■ **GOAL OF THE EXERCISE**
Return the listing below unchanged, minus its pictures.

■ **SUPPLIED MATERIAL**
········
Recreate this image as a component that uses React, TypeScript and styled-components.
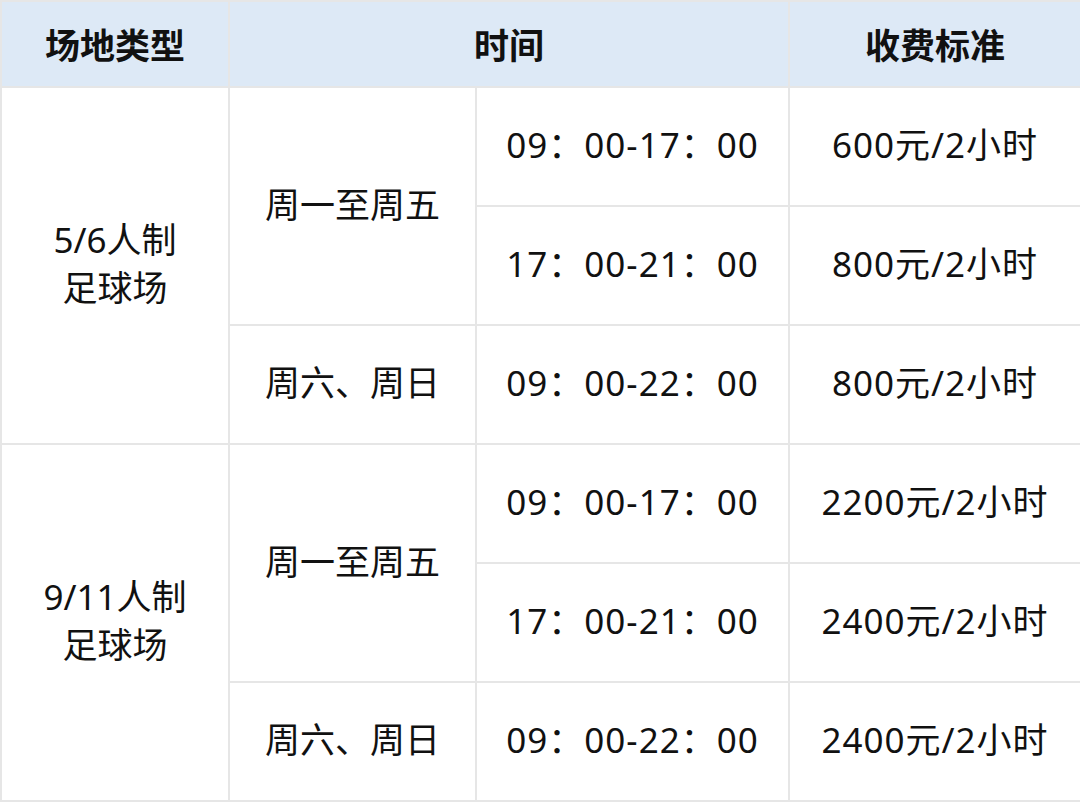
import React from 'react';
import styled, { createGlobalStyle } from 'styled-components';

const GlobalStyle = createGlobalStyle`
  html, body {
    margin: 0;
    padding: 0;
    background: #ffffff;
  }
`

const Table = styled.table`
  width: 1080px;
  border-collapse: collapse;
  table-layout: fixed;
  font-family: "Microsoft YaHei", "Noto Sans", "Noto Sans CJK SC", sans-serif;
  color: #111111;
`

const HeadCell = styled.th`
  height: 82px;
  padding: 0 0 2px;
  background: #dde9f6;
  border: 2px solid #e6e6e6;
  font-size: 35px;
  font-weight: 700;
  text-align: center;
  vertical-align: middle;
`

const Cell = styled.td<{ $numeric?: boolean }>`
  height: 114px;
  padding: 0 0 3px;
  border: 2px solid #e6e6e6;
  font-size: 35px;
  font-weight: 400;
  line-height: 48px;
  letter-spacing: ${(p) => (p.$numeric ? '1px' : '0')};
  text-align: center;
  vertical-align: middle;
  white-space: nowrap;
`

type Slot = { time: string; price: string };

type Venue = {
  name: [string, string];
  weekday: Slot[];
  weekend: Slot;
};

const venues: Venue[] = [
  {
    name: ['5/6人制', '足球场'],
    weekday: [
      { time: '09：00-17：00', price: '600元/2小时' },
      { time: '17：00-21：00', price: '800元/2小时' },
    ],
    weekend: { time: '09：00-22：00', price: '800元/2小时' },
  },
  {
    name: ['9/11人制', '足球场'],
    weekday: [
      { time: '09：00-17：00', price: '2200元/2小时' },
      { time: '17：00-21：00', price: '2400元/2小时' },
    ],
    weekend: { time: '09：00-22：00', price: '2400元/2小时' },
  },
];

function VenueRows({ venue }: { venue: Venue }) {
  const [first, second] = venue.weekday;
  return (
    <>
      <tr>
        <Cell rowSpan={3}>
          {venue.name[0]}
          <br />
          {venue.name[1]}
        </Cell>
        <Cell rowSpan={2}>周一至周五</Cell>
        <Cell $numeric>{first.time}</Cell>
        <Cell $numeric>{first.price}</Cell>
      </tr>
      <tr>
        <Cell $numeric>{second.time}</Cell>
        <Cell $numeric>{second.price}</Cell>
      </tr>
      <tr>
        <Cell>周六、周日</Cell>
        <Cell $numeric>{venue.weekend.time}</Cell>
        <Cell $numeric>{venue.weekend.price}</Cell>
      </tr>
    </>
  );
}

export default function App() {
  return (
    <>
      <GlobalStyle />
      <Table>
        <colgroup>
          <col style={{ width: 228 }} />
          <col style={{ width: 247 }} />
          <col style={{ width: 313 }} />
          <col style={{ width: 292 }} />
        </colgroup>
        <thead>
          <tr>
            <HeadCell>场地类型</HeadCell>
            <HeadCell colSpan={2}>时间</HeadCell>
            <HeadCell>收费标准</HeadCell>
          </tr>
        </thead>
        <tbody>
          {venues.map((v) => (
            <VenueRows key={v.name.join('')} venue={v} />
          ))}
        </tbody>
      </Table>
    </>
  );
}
········
■ **RESPONSE TO THIS TASK**
Recreate this image as a component that uses React, TypeScript and styled-components.
import React from 'react';
import styled, { createGlobalStyle } from 'styled-components';

const GlobalStyle = createGlobalStyle`
  html, body {
    margin: 0;
    padding: 0;
    background: #ffffff;
  }
`

const Table = styled.table`
  width: 1080px;
  border-collapse: collapse;
  table-layout: fixed;
  font-family: "Microsoft YaHei", "Noto Sans", "Noto Sans CJK SC", sans-serif;
  color: #111111;
`

const HeadCell = styled.th`
  height: 82px;
  padding: 0 0 2px;
  background: #dde9f6;
  border: 2px solid #e6e6e6;
  font-size: 35px;
  font-weight: 700;
  text-align: center;
  vertical-align: middle;
`

const Cell = styled.td<{ $numeric?: boolean }>`
  height: 114px;
  padding: 0 0 3px;
  border: 2px solid #e6e6e6;
  font-size: 35px;
  font-weight: 400;
  line-height: 48px;
  letter-spacing: ${(p) => (p.$numeric ? '1px' : '0')};
  text-align: center;
  vertical-align: middle;
  white-space: nowrap;
`

type Slot = { time: string; price: string };

type Venue = {
  name: [string, string];
  weekday: Slot[];
  weekend: Slot;
};

const venues: Venue[] = [
  {
    name: ['5/6人制', '足球场'],
    weekday: [
      { time: '09：00-17：00', price: '600元/2小时' },
      { time: '17：00-21：00', price: '800元/2小时' },
    ],
    weekend: { time: '09：00-22：00', price: '800元/2小时' },
  },
  {
    name: ['9/11人制', '足球场'],
    weekday: [
      { time: '09：00-17：00', price: '2200元/2小时' },
      { time: '17：00-21：00', price: '2400元/2小时' },
    ],
    weekend: { time: '09：00-22：00', price: '2400元/2小时' },
  },
];

function VenueRows({ venue }: { venue: Venue }) {
  const [first, second] = venue.weekday;
  return (
    <>
      <tr>
        <Cell rowSpan={3}>
          {venue.name[0]}
          <br />
          {venue.name[1]}
        </Cell>
        <Cell rowSpan={2}>周一至周五</Cell>
        <Cell $numeric>{first.time}</Cell>
        <Cell $numeric>{first.price}</Cell>
      </tr>
      <tr>
        <Cell $numeric>{second.time}</Cell>
        <Cell $numeric>{second.price}</Cell>
      </tr>
      <tr>
        <Cell>周六、周日</Cell>
        <Cell $numeric>{venue.weekend.time}</Cell>
        <Cell $numeric>{venue.weekend.price}</Cell>
      </tr>
    </>
  );
}

export default function App() {
  return (
    <>
      <GlobalStyle />
      <Table>
        <colgroup>
          <col style={{ width: 228 }} />
          <col style={{ width: 247 }} />
          <col style={{ width: 313 }} />
          <col style={{ width: 292 }} />
        </colgroup>
        <thead>
          <tr>
            <HeadCell>场地类型</HeadCell>
            <HeadCell colSpan={2}>时间</HeadCell>
            <HeadCell>收费标准</HeadCell>
          </tr>
        </thead>
        <tbody>
          {venues.map((v) => (
            <VenueRows key={v.name.join('')} venue={v} />
          ))}
        </tbody>
      </Table>
    </>
  );
}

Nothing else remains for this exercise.